On Fri, Dec 25, 2009 at 02:46:31AM +0300, Evgeniy Polyakov wrote:
> > [1] http://samba.org/ftp/tridge/dbench/README
> 
> Was not able to resist to write a small notice, what no matter what, but
> whatever benchmark is running, it _does_ show system behaviour in one
> or another condition. And when system behaves rather badly, it is quite
> a common comment, that benchmark was useless. But it did show that
> system has a problem, even if rarely triggered one :)

If people are using benchmarks to improve file system, and a benchmark
shows a problem, then trying to remedy the performance issue is a good
thing to do, of course.  Sometimes, though the case which is
demonstrated by a poor benchmark is an extremely rare corner case that
doesn't accurately reflect common real-life workloads --- and if
addressing it results in a tradeoff which degrades much more common
real-life situations, then that would be a bad thing.

In situations where benchmarks are used competitively, it's rare that
it's actually a *problem*.  Instead it's much more common that a
developer is trying to prove that their file system is *better* to
gullible users who think that a single one-dimentional number is
enough for them to chose file system X over file system Y.

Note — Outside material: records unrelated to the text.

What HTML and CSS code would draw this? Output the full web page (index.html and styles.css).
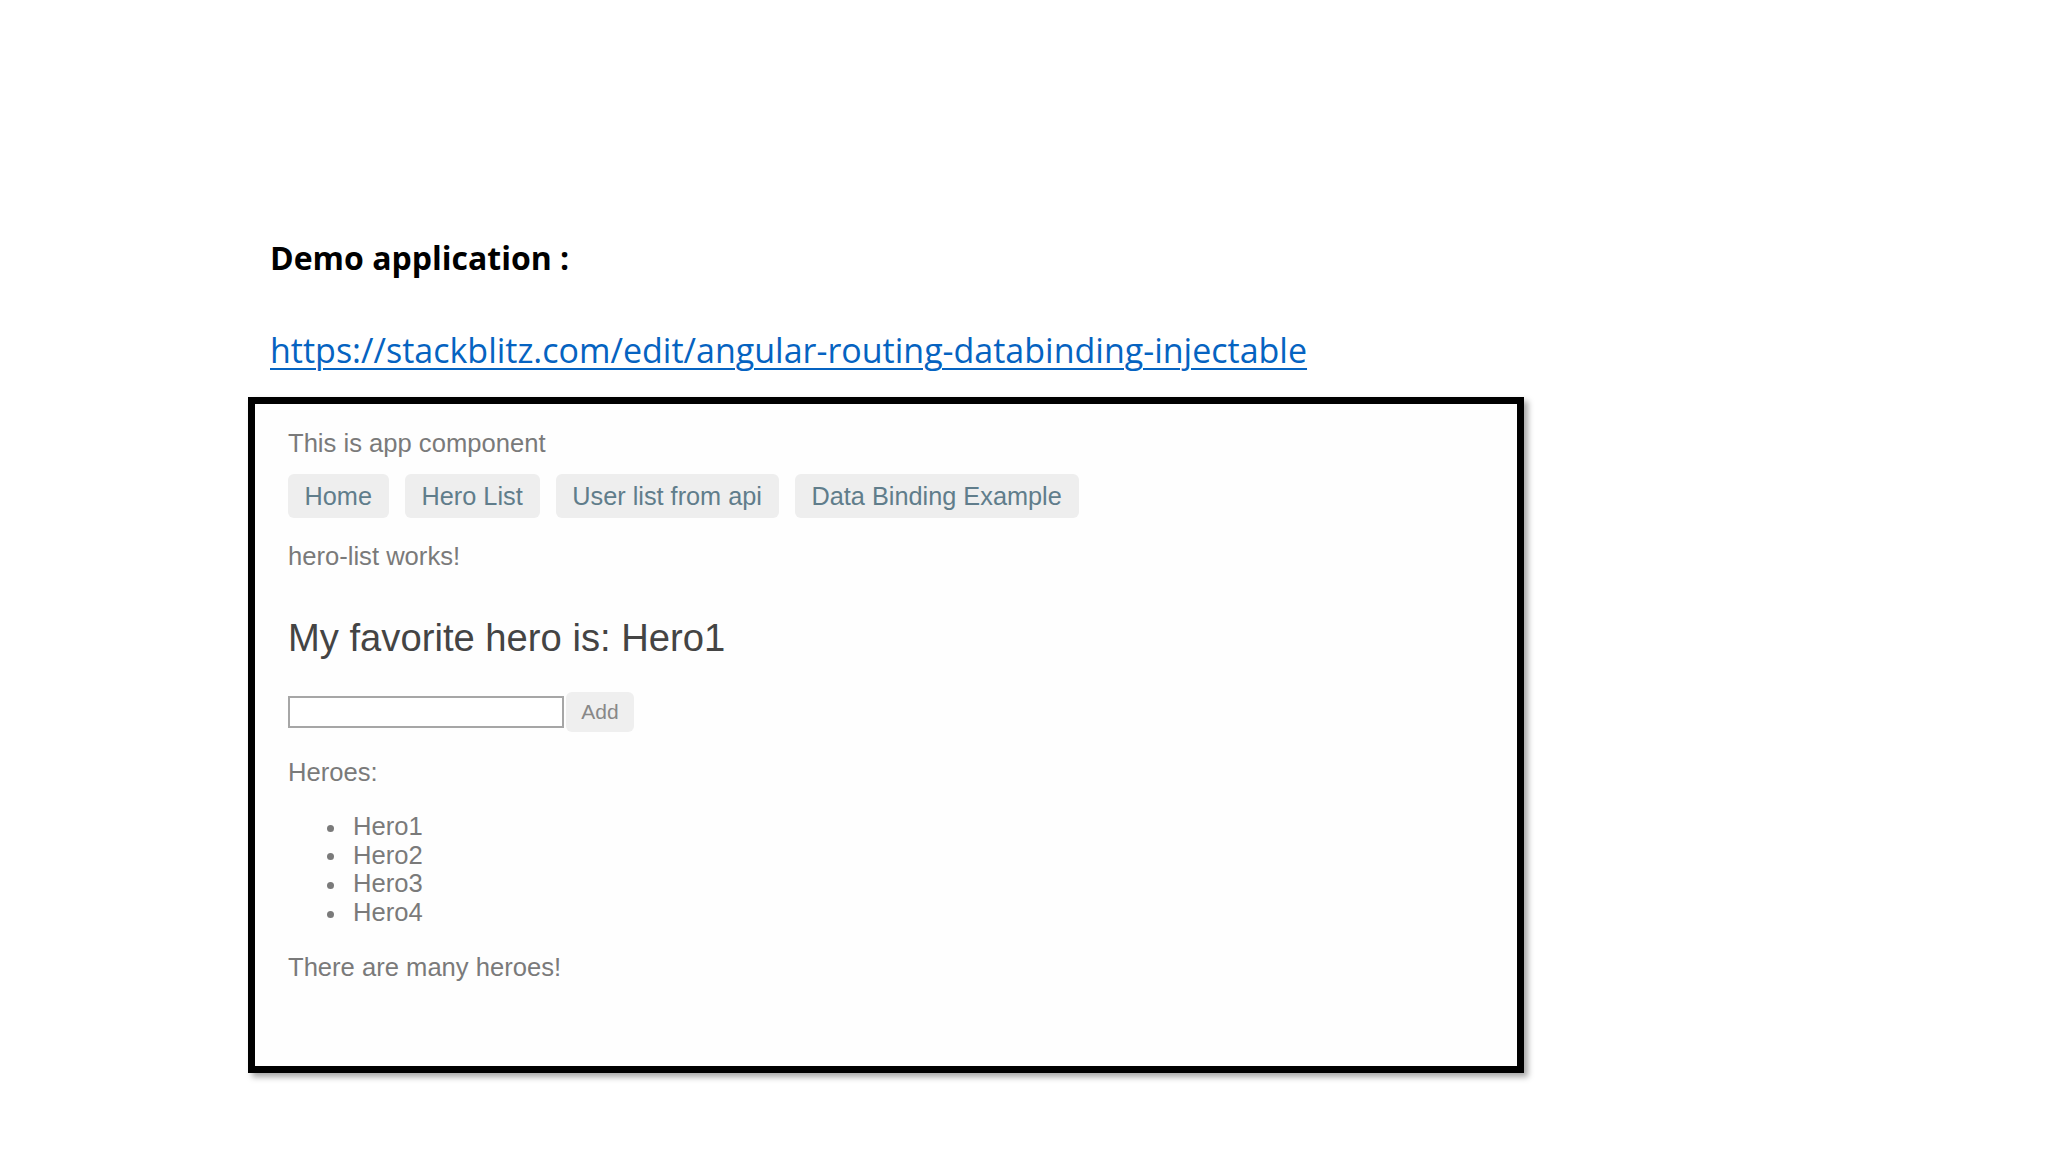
FILE: index.html
```html
<!DOCTYPE html>
<html lang="en">
<head>
    <meta charset="UTF-8">
    <meta name="viewport" content="width=device-width, initial-scale=1.0">
    <title>Demo application</title>
    <link rel="stylesheet" href="styles.css">
</head>
<body>
    <!-- Slide Start -->
    <div class="slide">
        <h1 class="slide-title">Demo application :</h1>
        <a class="slide-link" href="#">https://stackblitz.com/edit/angular-routing-databinding-injectable</a>

        <!-- App screenshot -->
        <div class="app-frame">
            <p class="app-line">This is app component</p>
            <nav class="app-nav">
                <a href="#">Home</a>
                <a href="#">Hero List</a>
                <a href="#">User list from api</a>
                <a href="#">Data Binding Example</a>
            </nav>
            <p class="app-line works">hero-list works!</p>
            <h2 class="fav-hero">My favorite hero is: Hero1</h2>
            <div class="add-row">
                <input type="text" class="hero-input">
                <button class="add-btn">Add</button>
            </div>
            <p class="app-line heroes-label">Heroes:</p>
            <ul class="hero-list">
                <li>Hero1</li>
                <li>Hero2</li>
                <li>Hero3</li>
                <li>Hero4</li>
            </ul>
            <p class="app-line">There are many heroes!</p>
        </div>
    </div>
    <!-- Slide End -->
</body>
</html>
```

FILE: styles.css
```css
* {
    box-sizing: border-box;
    margin: 0;
    padding: 0;
}

body {
    background-color: #ffffff;
    width: 2048px;
    height: 1152px;
    overflow: hidden;
}

.slide {
    padding: 236px 0 0 270px;
    font-family: "Open Sans", sans-serif;
}

.slide-title {
    font-size: 32px;
    font-weight: 700;
    line-height: 44px;
    color: #000000;
}

.slide-link {
    display: block;
    width: fit-content;
    margin-top: 47px;
    font-size: 34px;
    line-height: 46px;
    color: #0563c1;
    text-decoration: underline;
    text-decoration-thickness: 2px;
    text-underline-offset: 5px;
}

.app-frame {
    width: 1276px;
    height: 676px;
    margin: 24px 0 0 -22px;
    border: 7px solid #000000;
    background-color: #fefefe;
    box-shadow: 4px 4px 6px rgba(0, 0, 0, 0.35);
    padding: 25px 33px 0 33px;
    font-family: "Liberation Sans", Arial, sans-serif;
    font-size: 25.6px;
    color: #7a7a7a;
}

.app-line {
    line-height: 29px;
}

.app-nav {
    display: flex;
    gap: 16px;
    margin-top: 16px;
}

.app-nav a {
    padding: 7px 17px 7px 16.5px;
    font-size: 25.3px;
    line-height: 30px;
    background-color: #eeeeee;
    border-radius: 6px;
    color: #607d8b;
    text-decoration: none;
}

.works {
    margin-top: 24px;
}

.fav-hero {
    margin-top: 45px;
    font-size: 38.2px;
    font-weight: normal;
    line-height: 44px;
    color: #444444;
}

.add-row {
    display: flex;
    align-items: center;
    gap: 2px;
    margin-top: 32px;
}

.hero-input {
    width: 276px;
    height: 32px;
    border: 2px solid #a6a6a6;
    background-color: #ffffff;
    outline: none;
}

.add-btn {
    width: 68px;
    height: 40px;
    border: none;
    border-radius: 6px;
    background-color: #efefef;
    color: #888888;
    font-family: "Liberation Sans", Arial, sans-serif;
    font-size: 21px;
}

.heroes-label {
    margin-top: 26px;
}

.hero-list {
    margin: 25px 0 26px 0;
    padding-left: 39px;
    list-style: none;
    line-height: 28.7px;
}

.hero-list li::before {
    content: "";
    display: inline-block;
    width: 7px;
    height: 7px;
    margin-right: 19px;
    border-radius: 50%;
    background-color: #7a7a7a;
    vertical-align: middle;
}
```
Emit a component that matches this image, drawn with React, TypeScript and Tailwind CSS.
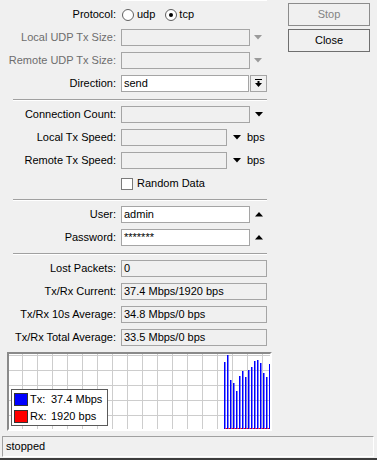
import React from "react";

const bars = [362, 355, 380, 383, 391, 376, 371, 377, 370, 367, 361, 360, 363, 373, 377, 364];

function Row({ label, disabled, children }: { label: string; disabled?: boolean; children?: React.ReactNode }) {
  return (
    <div className="flex items-center h-[17px]">
      <div className={disabled ? "w-[116px] text-right text-[#6d6d6d] whitespace-nowrap" : "w-[116px] text-right text-black whitespace-nowrap"}>
        {label}
      </div>
      <div className="ml-[5px] flex items-center">{children}</div>
    </div>
  );
}

function Field({ className, value }: { className: string; value?: string }) {
  return (
    <div className={"h-[17px] border border-[#a5a5a5] px-[2px] leading-[15px] whitespace-nowrap " + className}>
      {value}
    </div>
  );
}

function Down({ gray }: { gray?: boolean }) {
  return (
    <svg width="8" height="5" viewBox="0 0 8 5" className="block">
      <polygon points="0,0 8,0 4,4.5" fill={gray ? "#9a9a9a" : "#000"} />
    </svg>
  );
}

function Up() {
  return (
    <svg width="8" height="5" viewBox="0 0 8 5" className="block">
      <polygon points="0,4.5 8,4.5 4,0" fill="#000" />
    </svg>
  );
}

function Divider() {
  return <div className="ml-[13px] w-[254px] mt-[7px] mb-[5px] border-t border-b border-t-[#a0a0a0] border-b-white" />;
}

export default function App() {
  return (
    <div
      className="w-[377px] h-[460px] bg-[#f0f0f0] flex flex-col text-[11px] text-black overflow-hidden"
      style={{ fontFamily: '"Liberation Sans", Arial, sans-serif' }}
    >
      <div className="flex">
        {/* left: form + graph */}
        <div className="w-[275px]">
          <div className="ml-[121px] w-[146px] h-px bg-white" />
          <div className="mt-[5px] flex flex-col gap-[6px]">
            <Row label="Protocol:">
              <div className="ml-px w-[12px] h-[12px] rounded-full border border-[#606060] bg-white" />
              <span className="ml-[3px]">udp</span>
              <div className="ml-[10px] w-[12px] h-[12px] rounded-full border border-[#606060] bg-white flex items-center justify-center">
                <div className="w-[4px] h-[4px] rounded-full bg-black" />
              </div>
              <span className="ml-[2px]">tcp</span>
            </Row>
            <Row label="Local UDP Tx Size:" disabled>
              <Field className="w-[129px] bg-[#f0f0f0]" />
              <div className="ml-[4px]"><Down gray /></div>
            </Row>
            <Row label="Remote UDP Tx Size:" disabled>
              <Field className="w-[129px] bg-[#f0f0f0]" />
              <div className="ml-[4px]"><Down gray /></div>
            </Row>
            <Row label="Direction:">
              <Field className="w-[128px] bg-white" value="send" />
              <div className="ml-px w-[17px] h-[17px] border border-[#a5a5a5] bg-[#f0f0f0] flex items-center justify-center">
                <svg width="7" height="9" viewBox="0 0 7 9" className="block">
                  <rect x="0" y="0" width="7" height="1" fill="#000" />
                  <rect x="2.5" y="2" width="2" height="3" fill="#000" />
                  <polygon points="0,4 7,4 3.5,8" fill="#000" />
                </svg>
              </div>
            </Row>
          </div>

          <Divider />

          <div className="flex flex-col gap-[6px]">
            <Row label="Connection Count:">
              <Field className="w-[129px] bg-[#f0f0f0]" />
              <div className="ml-[5px]"><Down /></div>
            </Row>
            <Row label="Local Tx Speed:">
              <Field className="w-[106px] bg-[#f0f0f0]" />
              <div className="ml-[6px]"><Down /></div>
              <span className="ml-[6px]">bps</span>
            </Row>
            <Row label="Remote Tx Speed:">
              <Field className="w-[106px] bg-[#f0f0f0]" />
              <div className="ml-[6px]"><Down /></div>
              <span className="ml-[6px]">bps</span>
            </Row>
            <div className="flex items-center h-[17px] ml-[121px]">
              <div className="w-[12px] h-[12px] border border-[#7a7a7a] bg-white" />
              <span className="ml-[4px]">Random Data</span>
            </div>
          </div>

          <Divider />

          <div className="flex flex-col gap-[6px]">
            <Row label="User:">
              <Field className="w-[129px] bg-white" value="admin" />
              <div className="ml-[5px]"><Up /></div>
            </Row>
            <Row label="Password:">
              <Field className="w-[129px] bg-white" value="*******" />
              <div className="ml-[5px]"><Up /></div>
            </Row>
          </div>

          <Divider />

          <div className="flex flex-col gap-[6px]">
            <Row label="Lost Packets:">
              <Field className="w-[146px] bg-[#f0f0f0]" value="0" />
            </Row>
            <Row label="Tx/Rx Current:">
              <Field className="w-[146px] bg-[#f0f0f0]" value="37.4 Mbps/1920 bps" />
            </Row>
            <Row label="Tx/Rx 10s Average:">
              <Field className="w-[146px] bg-[#f0f0f0]" value="34.8 Mbps/0 bps" />
            </Row>
            <Row label="Tx/Rx Total Average:">
              <Field className="w-[146px] bg-[#f0f0f0]" value="33.5 Mbps/0 bps" />
            </Row>
          </div>

          {/* graph */}
          <div className="relative ml-[7px] mt-[6px] w-[265px] h-[79px] border-2 border-t-[#8a8a8a] border-l-[#8a8a8a] border-r-white border-b-white bg-white">
            <svg width="261" height="75" viewBox="0 0 261 75" className="block">
              {Array.from({ length: 17 }).map((_, k) => (
                <rect key={"v" + k} x={13 + 15 * k} y={0} width={1} height={75} fill="#cdcdcd" />
              ))}
              {Array.from({ length: 5 }).map((_, k) => (
                <rect key={"h" + k} x={0} y={1 + 15 * k} width={261} height={1} fill="#cdcdcd" />
              ))}
              {bars.map((top, i) => (
                <g key={i}>
                  <rect x={215 + 3 * i} y={top - 354} width={1.5} height={75 - (top - 354)} fill="#0000ff" />
                  <rect x={216.5 + 3 * i} y={74} width={1.5} height={1} fill="#ff0000" />
                </g>
              ))}
            </svg>
            <div className="absolute left-[2px] top-[35px] w-[97px] h-[37px] border border-[#5a5a5a] bg-white pl-[2px] pt-[3px] flex flex-col gap-[4px]">
              <div className="flex items-center h-[13px]">
                <div className="w-[14px] h-[13px] border border-[#333] bg-[#0000ff]" />
                <span className="ml-[2px] w-[21px]">Tx:</span>
                <span>37.4 Mbps</span>
              </div>
              <div className="flex items-center h-[13px]">
                <div className="w-[14px] h-[13px] border border-[#333] bg-[#ff0000]" />
                <span className="ml-[2px] w-[21px]">Rx:</span>
                <span>1920 bps</span>
              </div>
            </div>
          </div>
        </div>

        {/* right: buttons */}
        <div className="ml-[13px] pt-[3px] flex flex-col gap-[3px]">
          <button className="w-[82px] h-[23px] border border-[#8c8c8c] bg-[#f0f0f0] text-[#838383] text-[11px]">Stop</button>
          <button className="w-[82px] h-[23px] border border-[#6f6f6f] bg-[#f0f0f0] text-black text-[11px]">Close</button>
        </div>
      </div>

      {/* status bar */}
      <div className="ml-[2px] mt-[5px] w-[372px] h-[21px] border border-t-[#a0a0a0] border-l-[#a0a0a0] border-r-white border-b-white pl-[3px] leading-[19px]">
        stopped
      </div>
      <div className="mt-auto h-[2px] bg-[#3c3c3c]" />
    </div>
  );
}
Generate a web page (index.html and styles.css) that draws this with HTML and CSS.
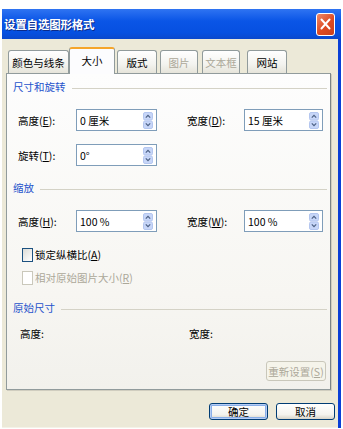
FILE: index.html
```html
<!DOCTYPE html>
<html lang="zh-CN">
<head>
<meta charset="utf-8">
<title>设置自选图形格式</title>
<link rel="stylesheet" href="styles.css">
</head>
<body>
<div class="window">
  <div class="titlebar">
    <span class="title">设置自选图形格式</span>
    <span class="close">
      <svg width="19" height="22" viewBox="0 0 19 22"><path d="M5 6 L14 16 M14 6 L5 16" stroke="#fff" stroke-width="2.2" stroke-linecap="round"/></svg>
    </span>
  </div>
  <div class="client">
    <div class="tabs">
      <div class="tab t1">颜色与线条</div>
      <div class="tab t2 active">大小</div>
      <div class="tab t3">版式</div>
      <div class="tab t4 disabled">图片</div>
      <div class="tab t5 disabled">文本框</div>
      <div class="tab t6">网站</div>
    </div>
    <div class="panel">
      <div class="group g1"><span class="gtext">尺寸和旋转</span><span class="gline"></span></div>
      <div class="grid r1">
        <span class="lbl">高度(<u>E</u>):</span>
        <div class="field"><span class="val">0 厘米</span><span class="spin"><svg width="10" height="17" viewBox="0 0 10 17"><rect x="0.5" y="0.5" width="9" height="7.5" rx="1.5" fill="#c7d6f8" stroke="#b4c6ef"/><rect x="0.5" y="9" width="9" height="7.5" rx="1.5" fill="#c7d6f8" stroke="#b4c6ef"/><path d="M2.8 5.6 L5 3.3 L7.2 5.6" fill="none" stroke="#4d6185" stroke-width="1.2"/><path d="M2.8 11.4 L5 13.7 L7.2 11.4" fill="none" stroke="#4d6185" stroke-width="1.2"/></svg></span></div>
        <span></span>
        <span class="lbl">宽度(<u>D</u>):</span>
        <div class="field"><span class="val">15 厘米</span><span class="spin"><svg width="10" height="17" viewBox="0 0 10 17"><rect x="0.5" y="0.5" width="9" height="7.5" rx="1.5" fill="#c7d6f8" stroke="#b4c6ef"/><rect x="0.5" y="9" width="9" height="7.5" rx="1.5" fill="#c7d6f8" stroke="#b4c6ef"/><path d="M2.8 5.6 L5 3.3 L7.2 5.6" fill="none" stroke="#4d6185" stroke-width="1.2"/><path d="M2.8 11.4 L5 13.7 L7.2 11.4" fill="none" stroke="#4d6185" stroke-width="1.2"/></svg></span></div>
      </div>
      <div class="grid r2">
        <span class="lbl">旋转(<u>T</u>):</span>
        <div class="field"><span class="val">0°</span><span class="spin"><svg width="10" height="17" viewBox="0 0 10 17"><rect x="0.5" y="0.5" width="9" height="7.5" rx="1.5" fill="#c7d6f8" stroke="#b4c6ef"/><rect x="0.5" y="9" width="9" height="7.5" rx="1.5" fill="#c7d6f8" stroke="#b4c6ef"/><path d="M2.8 5.6 L5 3.3 L7.2 5.6" fill="none" stroke="#4d6185" stroke-width="1.2"/><path d="M2.8 11.4 L5 13.7 L7.2 11.4" fill="none" stroke="#4d6185" stroke-width="1.2"/></svg></span></div>
      </div>
      <div class="group g2"><span class="gtext">缩放</span><span class="gline"></span></div>
      <div class="grid r3">
        <span class="lbl">高度(<u>H</u>):</span>
        <div class="field"><span class="val">100 %</span><span class="spin"><svg width="10" height="17" viewBox="0 0 10 17"><rect x="0.5" y="0.5" width="9" height="7.5" rx="1.5" fill="#c7d6f8" stroke="#b4c6ef"/><rect x="0.5" y="9" width="9" height="7.5" rx="1.5" fill="#c7d6f8" stroke="#b4c6ef"/><path d="M2.8 5.6 L5 3.3 L7.2 5.6" fill="none" stroke="#4d6185" stroke-width="1.2"/><path d="M2.8 11.4 L5 13.7 L7.2 11.4" fill="none" stroke="#4d6185" stroke-width="1.2"/></svg></span></div>
        <span></span>
        <span class="lbl">宽度(<u>W</u>):</span>
        <div class="field"><span class="val">100 %</span><span class="spin"><svg width="10" height="17" viewBox="0 0 10 17"><rect x="0.5" y="0.5" width="9" height="7.5" rx="1.5" fill="#c7d6f8" stroke="#b4c6ef"/><rect x="0.5" y="9" width="9" height="7.5" rx="1.5" fill="#c7d6f8" stroke="#b4c6ef"/><path d="M2.8 5.6 L5 3.3 L7.2 5.6" fill="none" stroke="#4d6185" stroke-width="1.2"/><path d="M2.8 11.4 L5 13.7 L7.2 11.4" fill="none" stroke="#4d6185" stroke-width="1.2"/></svg></span></div>
      </div>
      <div class="check c1"><span class="box"></span><span>锁定纵横比(<u>A</u>)</span></div>
      <div class="check c2 off"><span class="box"></span><span>相对原始图片大小(<u>R</u>)</span></div>
      <div class="group g3"><span class="gtext">原始尺寸</span><span class="gline"></span></div>
      <div class="grid r4">
        <span class="lbl">高度:</span>
        <span></span>
        <span></span>
        <span class="lbl">宽度:</span>
        <span></span>
      </div>
      <div class="resetrow"><span class="reset">重新设置(<u>S</u>)</span></div>
    </div>
    <div class="buttons">
      <span class="btn default">确定</span>
      <span class="btn">取消</span>
    </div>
  </div>
</div>
</body>
</html>
```
FILE: styles.css
```css
* { box-sizing: border-box; }
html, body { margin: 0; padding: 0; background: #fff; }
body {
  font-family: "Noto Sans CJK SC", "Liberation Sans", sans-serif;
  font-size: 10.5px;
  color: #000;
  width: 343px;
  height: 429px;
  overflow: hidden;
}
u { text-decoration: underline; }
.window {
  margin: 9px 0 0 2px;
  width: 339px;
  height: 419px;
  border-right: 3px solid #0a3fd6;
  background: #ece9d8;
  display: flex;
  flex-direction: column;
}
.titlebar {
  height: 30px;
  background: linear-gradient(#2f74f2, #0a55e6 40%, #0650e0 80%, #0a48cc);
  display: flex;
  align-items: center;
  justify-content: space-between;
  padding: 0 3px 0 2px;
  margin-right: -3px;
}
.title {
  color: #fff;
  font-weight: bold;
  font-size: 11.5px;
  letter-spacing: -0.2px;
  text-shadow: 1px 1px 0 #0a2a8a;
}
.close {
  width: 19px;
  height: 23px;
  border: 1px solid #fff;
  border-radius: 3px;
  background: linear-gradient(135deg, #f08a6a, #dd4a22 55%, #c8401c);
  display: flex;
  align-items: center;
  justify-content: center;
  margin-right: 3px;
}
.close svg { display: block; }
.client {
  flex: 1;
  display: flex;
  flex-direction: column;
  padding: 8px 0 0 4px;
  border-bottom: 1px solid #f4f2e8;
}
.tabs {
  display: flex;
  align-items: flex-end;
  height: 26px;
  padding-left: 2px;
  position: relative;
  z-index: 1;
}
.tab {
  height: 23px;
  border: 1px solid #919b9c;
  border-bottom: none;
  border-radius: 3px 3px 0 0;
  background: linear-gradient(#ffffff, #f3f3ef 60%, #e6e4da);
  display: flex;
  align-items: center;
  justify-content: center;
  white-space: nowrap;
}
.tab.active {
  height: 26px;
  border-top: 2px solid #f5a52c;
  background: #fcfcfe;
  padding-bottom: 2px;
  margin-bottom: -1px;
  height: 27px;
}
.tab.disabled { color: #aca899; }
.t1 { width: 61px; }
.t2 { width: 46px; }
.t3 { width: 40px; margin-left: 2px; }
.t4 { width: 38px; margin-left: 3px; }
.t5 { width: 38px; margin-left: 4px; }
.t6 { width: 40px; margin-left: 7px; }
.panel {
  width: 325px;
  height: 317px;
  border: 1px solid #919b9c;
  border-right-color: #7c8485;
  background: linear-gradient(#fdfdfd, #f7f6f2 70%, #f2f1ec);
  display: flex;
  flex-direction: column;
  padding: 6px 3px 0 6px;
  box-shadow: 1px 1px 0 #d0cdbf;
}
.group {
  display: flex;
  align-items: center;
  height: 14px;
  line-height: 14px;
}
.gtext { color: #2553cc; white-space: nowrap; }
.gline {
  flex: 1;
  height: 1px;
  background: #d4d2c6;
  margin: 2px 0 0 6px;
}
.g2 { margin-top: 15px; }
.g3 { margin-top: 16px; }
.grid {
  display: grid;
  grid-template-columns: 58px 81px 30px 57px 79px;
  align-items: center;
  padding-left: 5px;
}
.r1 { margin-top: 15px; }
.r2 { margin-top: 13px; }
.r3 { margin-top: 15px; }
.r4 { margin-top: 11px; padding-left: 7px; height: 14px; }
.lbl { white-space: nowrap; }
.field {
  height: 22px;
  border: 1px solid #7f9db9;
  background: #fff;
  display: flex;
  align-items: center;
  justify-content: space-between;
  padding: 0 3px 0 3px;
}
.spin { display: flex; }
.spin svg { display: block; }
.check {
  display: flex;
  align-items: center;
  gap: 2px;
  padding-left: 9px;
  height: 15px;
  white-space: nowrap;
}
.c1 { margin-top: 15px; }
.c2 { margin-top: 8px; }
.box {
  width: 11px;
  height: 14px;
  border: 1px solid #1c5180;
  background: linear-gradient(135deg, #dcdcd7, #fff);
}
.check.off { color: #aca899; }
.check.off .box { border-color: #cac8bb; background: #fff; }
.resetrow {
  display: flex;
  justify-content: flex-end;
  margin-top: 21px;
  padding-right: 1px;
}
.reset {
  width: 60px;
  height: 20px;
  border: 1px solid #c9c7ba;
  border-radius: 3px;
  background: #f5f4ea;
  color: #aca899;
  display: flex;
  align-items: center;
  justify-content: center;
  white-space: nowrap;
}
.buttons {
  display: flex;
  justify-content: flex-end;
  gap: 8px;
  margin-top: 13px;
  padding-right: 3px;
}
.btn {
  width: 59px;
  height: 17px;
  border: 1px solid #003c74;
  border-radius: 3px;
  background: linear-gradient(#ffffff, #f4f3ee 70%, #d8d4c8);
  display: flex;
  align-items: center;
  justify-content: center;
}
.btn.default {
  box-shadow: inset 0 0 0 1px #b6cdf4, inset 0 0 0 2px #89aee8;
}
```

For example, if I wanted to play that game and tell people that ext4
is better, I'd might pick this graph:

http://btrfs.boxacle.net/repository/single-disk/2.6.29-rc2/2.6.29-rc2/2.6.29-rc2_Mail_server_simulation._num_threads=32.html

On the other hand, this one shows ext4 as the worst compared to all
other file systems:

http://btrfs.boxacle.net/repository/single-disk/2.6.29-rc2/2.6.29-rc2/2.6.29-rc2_Large_file_random_writes_odirect._num_threads=8.html

Benchmarking, like statistics, can be extremely deceptive, and if
people do things like carefully order a tar file so the files are
optimal for a file system, it's fair to ask whether that's a common
thing for people to be doing (either unpacking tarballs or unpacking
tarballs whose files have been carefully ordered for a particular file
systems).  When it's the only number used by a file system developer
when trying to convince users they should use their file system, at
least in my humble opinion it becomes murderously dishonest.

						- Ted